Sanger sequencing analysis of the 5 RHO exons in the remaining 30 index cases did not reveal any mutations.

But a combination of whole exome sequencing and Sanger sequencing revealed 8 disease-causing mutations in 9 families of which 1 mutation was novel.

The 7 previously known mutations are missense. Five of them alter amino acid residues that have been shown to be affected by other mutations. The newly discovered mutation is a tandem duplication of 91 nucleotides.

Twelve patients with heterozygous RHO mutations all had clinical symptoms and signs of retinitis pigmentosa. The duration of the disease ranged from 6 to 43 years and the visual acuity from 0.3 to 1.0. The fundus appearance was compatible with typical retinitis pigmentosa, except for one patient, who was diagnosed with sector retinitis pigmentosa.

The investigators concluded that RHO mutations are most likely the major cause, of autosomal dominant retinitis pigmentosa in Israel and Palestine, since these mutations caused about 28% of the disease in this cohort. That proportion is similar to findings other countries, including Italy, the United Kingdom, the United States and France.

“The fact that most mutations identified here were already reported in other populations is surprising since marked differences in mutation spectrum have been reported in autosomal recessive [retinitis pigmentosa]-causing genes among the Israeli/Palestinian populations versus the European/US populations,” the researchers write.

Only one of the mutations, c.4035C>T, p.Arg135%rp, was shared by patients from unrelated families. Since one of these families is from Turkmenistan Jewish origins while the other is from North African Jewish origins, the researchers speculate that this mutation occurred in a mutational hotspot.

The novel mutation uncovered in this investigation, c.548-638dup91bp, might shed light on the amount of normal rhodopsin protein required to prevent retinal degeneration, the researchers wrote.

The mutation affected two generations who were diagnosed with retinitis pigmentosa at an early age. A detailed ocular evaluation, including electroretinography, did not show any visual abnormalities among the grandparents. But a detailed genetic analysis of a grandfather showed that a small proportion of his blood cells carried the mutation.

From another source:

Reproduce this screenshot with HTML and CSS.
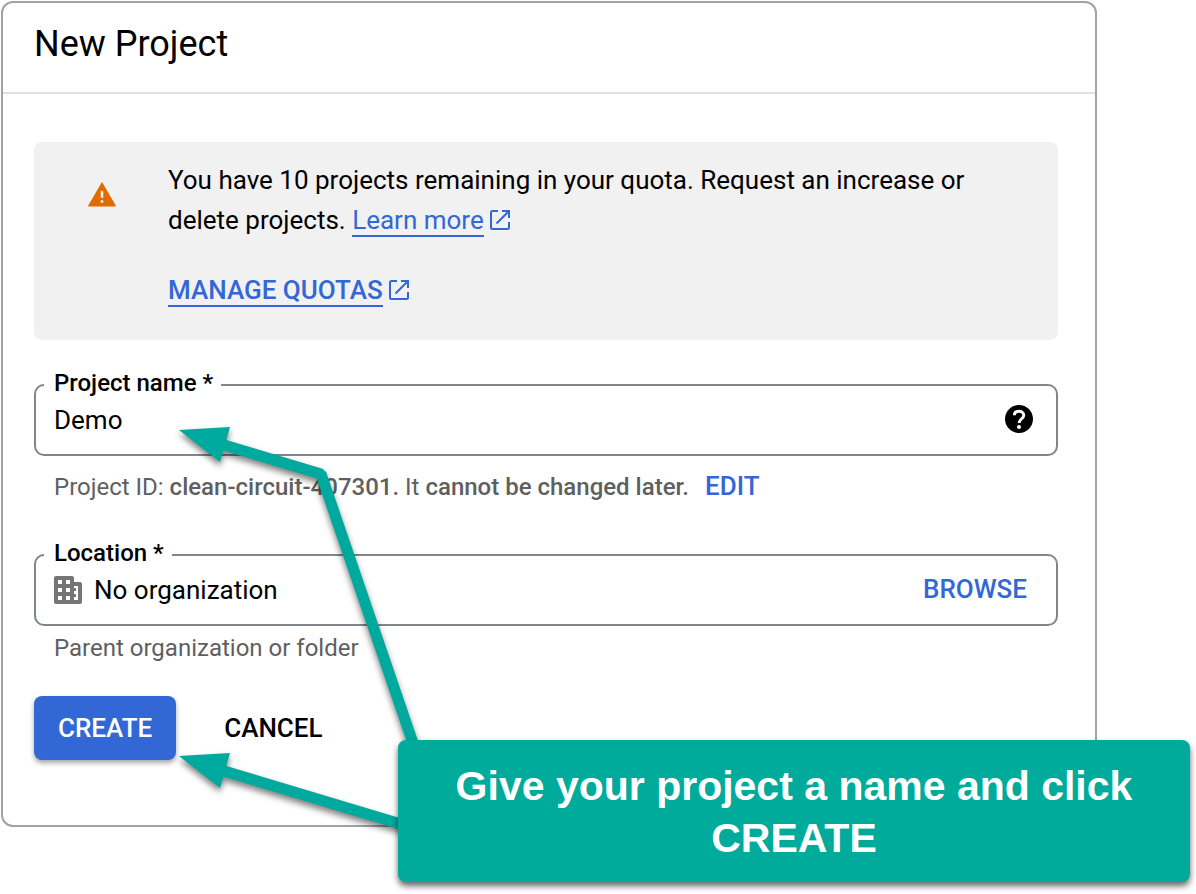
FILE: index.html
```html
<!DOCTYPE html>
<html lang="en">
<head>
    <meta charset="utf-8"/>
    <meta name="viewport" content="width=device-width,initial-scale=1">
    <title>New Project</title>
    <link rel="stylesheet" href="styles.css">
</head>
<body>
<div class="panel">
    <header class="panel-head">
        <h1>New Project</h1>
    </header>
    <form class="panel-body">
        <div class="notice">
            <svg class="warn" viewBox="1 3 22 19"><path d="M1.4 22h21.2c.4 0 .5-.4.3-.7L12.4 3.3c-.2-.4-.6-.4-.8 0L1.1 21.3c-.2.3-.1.7.3.7z" fill="#e06c00"/><path d="M11 10h2v5h-2zM11 17h2v2h-2z" fill="#f1f1f1"/></svg>
            <div class="notice-text">
                <p>You have 10 projects remaining in your quota. Request an increase or delete projects. <a href="#">Learn more</a><svg class="ext" viewBox="0 0 20 20"><path d="M8 1H2.500Q1 1 1 2.500V17.500Q1 19 2.500 19H17.500Q19 19 19 17.500V12M12 1H19V8M19 1L6.500 13.500"/></svg></p>
                <p class="manage"><a href="#">MANAGE QUOTAS</a><svg class="ext" viewBox="0 0 20 20"><path d="M8 1H2.500Q1 1 1 2.500V17.500Q1 19 2.500 19H17.500Q19 19 19 17.500V12M12 1H19V8M19 1L6.500 13.500"/></svg></p>
            </div>
        </div>

        <fieldset class="field">
            <legend><label for="name">Project name *</label></legend>
            <div class="row">
                <input type="text" id="name" value="Demo">
                <button type="button" class="help" aria-label="Help">
                    <svg viewBox="2 2 20 20"><path d="M12 2C6.480 2 2 6.480 2 12s4.480 10 10 10 10-4.480 10-10S17.520 2 12 2z"/><path d="M8.700 9.300C8.700 7.300 10.200 6.400 12 6.400s3.400 1.100 3.400 3c0 2.500-3.300 2.700-3.300 5.400" fill="none" stroke="#fff" stroke-width="2.100"/><circle cx="12" cy="17.700" r="1.450" fill="#fff"/></svg>
                </button>
            </div>
        </fieldset>
        <p class="hint hint-id">Project ID: <b>clean-circuit-407301.</b> It <b>cannot be changed later.</b><button type="button" class="link edit">EDIT</button></p>

        <fieldset class="field">
            <legend><label for="location">Location *</label></legend>
            <div class="row">
                <svg class="org" viewBox="0 0 28 28"><path fill-rule="evenodd" d="M2 0h16q2 0 2 2v4h6q2 0 2 2v18q0 2-2 2H2q-2 0-2-2V2q0-2 2-2zM4 4v4h4V4zM12 4v4h4V4zM4 12v4h4v-4zM12 12v4h4v-4zM4 20v4h4v-4zM12 20v4h4v-4zM20 10v14h4V10z"/><path d="M20 12h2v3h-2zM20 18h2v3h-2z"/></svg>
                <input type="text" id="location" value="No organization" readonly>
                <button type="button" class="link browse">BROWSE</button>
            </div>
        </fieldset>
        <p class="hint">Parent organization or folder</p>

        <div class="actions">
            <button type="submit" class="btn create">CREATE</button>
            <button type="button" class="btn cancel">CANCEL</button>
        </div>
    </form>
</div>

<!-- arrows and callout lie over the form -->
<svg class="arrows" width="440" height="860" viewBox="0 0 440 860">
    <g class="arrow">
        <path d="M224 445L321 474L414 746" class="shaft"/>
        <path d="M179 430L230 427L220 462z"/>
    </g>
    <g class="arrow">
        <path d="M224 771L404 825" class="shaft"/>
        <path d="M179 756L230 753L220 788z"/>
    </g>
</svg>
<div class="callout">Give your project a name and click CREATE</div>
</body>
</html>
```
FILE: styles.css
```css
*{box-sizing:border-box;}
body{margin:0;padding-top:1px;min-height:100vh;background:#fff;color:#000;font:26px/40px Roboto,"Liberation Sans",sans-serif;position:relative;}
h1,p{margin:0;font-weight:400;}
a{color:#3367d6;text-decoration:none;border-bottom:2px solid #3367d6;}
button,input{font:inherit;color:inherit;border:0;background:none;padding:0;margin:0;}
button{cursor:pointer;}

.panel{margin:0 99px 0 1px;border:2px solid #a2a2a2;border-radius:12px;}
.panel-head{padding:17px 31px 24px;border-bottom:2px solid #e0e0e0;}
.panel-head h1{font-size:36px;line-height:48px;}
.panel-body{padding:48px 37px 65px 31px;}

.notice{display:flex;background:#f1f1f1;border-radius:8px;padding:18px 54px 30px;}
.warn{flex:none;width:28px;height:25px;margin:22px 52px 0 0;}
.manage{margin-top:30px;font-weight:500;}
.ext{width:20px;height:20px;margin-left:6px;vertical-align:-1px;fill:none;stroke:#3367d6;stroke-width:2;}

.field{margin:31px 0 0;padding:0 23px 13px 8px;border:2px solid #80868b;border-radius:10px;min-width:0;}
.field legend{padding:0 8px 4px 10px;font-size:24px;line-height:24px;font-weight:500;}
.row{display:flex;align-items:center;height:42px;padding-left:10px;}
.row input{flex:1;min-width:0;height:40px;outline:0;}
.help{flex:none;width:28px;height:28px;margin-bottom:2px;}
.help svg{display:block;}
.org{flex:none;width:28px;height:28px;margin-right:12px;fill:#757575;}
.link{color:#3367d6;font-size:26px;font-weight:500;}
.browse{margin:0 6px 2px 0;}
.edit{margin-left:16px;line-height:32px;}

.hint{margin:6px 20px 0;font-size:24px;line-height:32px;color:#5f5f5f;}
.hint b{font-weight:500;}
.hint-id{margin-top:14px;margin-bottom:38px;}
.hint-id + .field{margin-top:0;}

.actions{display:flex;gap:24px;margin-top:32px;}
.btn{height:64px;padding:0 24px;border-radius:8px;font-weight:500;}
.create{background:#3367d6;color:#fff;box-shadow:0 3px 5px rgba(0,0,0,.35);}

.arrows{position:absolute;left:0;top:0;pointer-events:none;}
.arrow{fill:#00a99d;filter:drop-shadow(0 4px 3px rgba(0,0,0,.5));}
.shaft{fill:none;stroke:#00a99d;stroke-width:11;stroke-linejoin:bevel;}
.callout{position:absolute;left:398px;right:6px;top:740px;padding:20px 40px 18px;border-radius:8px;background:#00ab9c;color:#fff;font:bold 41px/52px "Liberation Sans",sans-serif;text-align:center;box-shadow:0 4px 6px rgba(0,0,0,.6);}
```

Two of his five children have retinitis pigmentosa, and one of these, who was available for the study, carried the duplication heterozygously.

The researchers therefore made the assumption that the grandfather carries a de novo retinitis pigmentosa-causing mutation appearing in both in somatic cells and the germ line. This would make him the first individual reported as mosaic for a retinitis pigmentosa mutation, they write.

By using a sensitive PCR assay, they determined that 6.5% of the alleles in his blood cells were mutated, resulting in 13% of cells that were heterozygous for the mutation.

If this fraction reflects other organs, they reason, then it is not sufficient to cause retinal degeneration.

The finding leads the researchers to suggest that screening for retinitis pigmentosa mutations should take into account the possibility that isolated retinitis pigmentosa cases and non-conclusive inheritance patterns can result from such de novo mutations, including mosaic ones.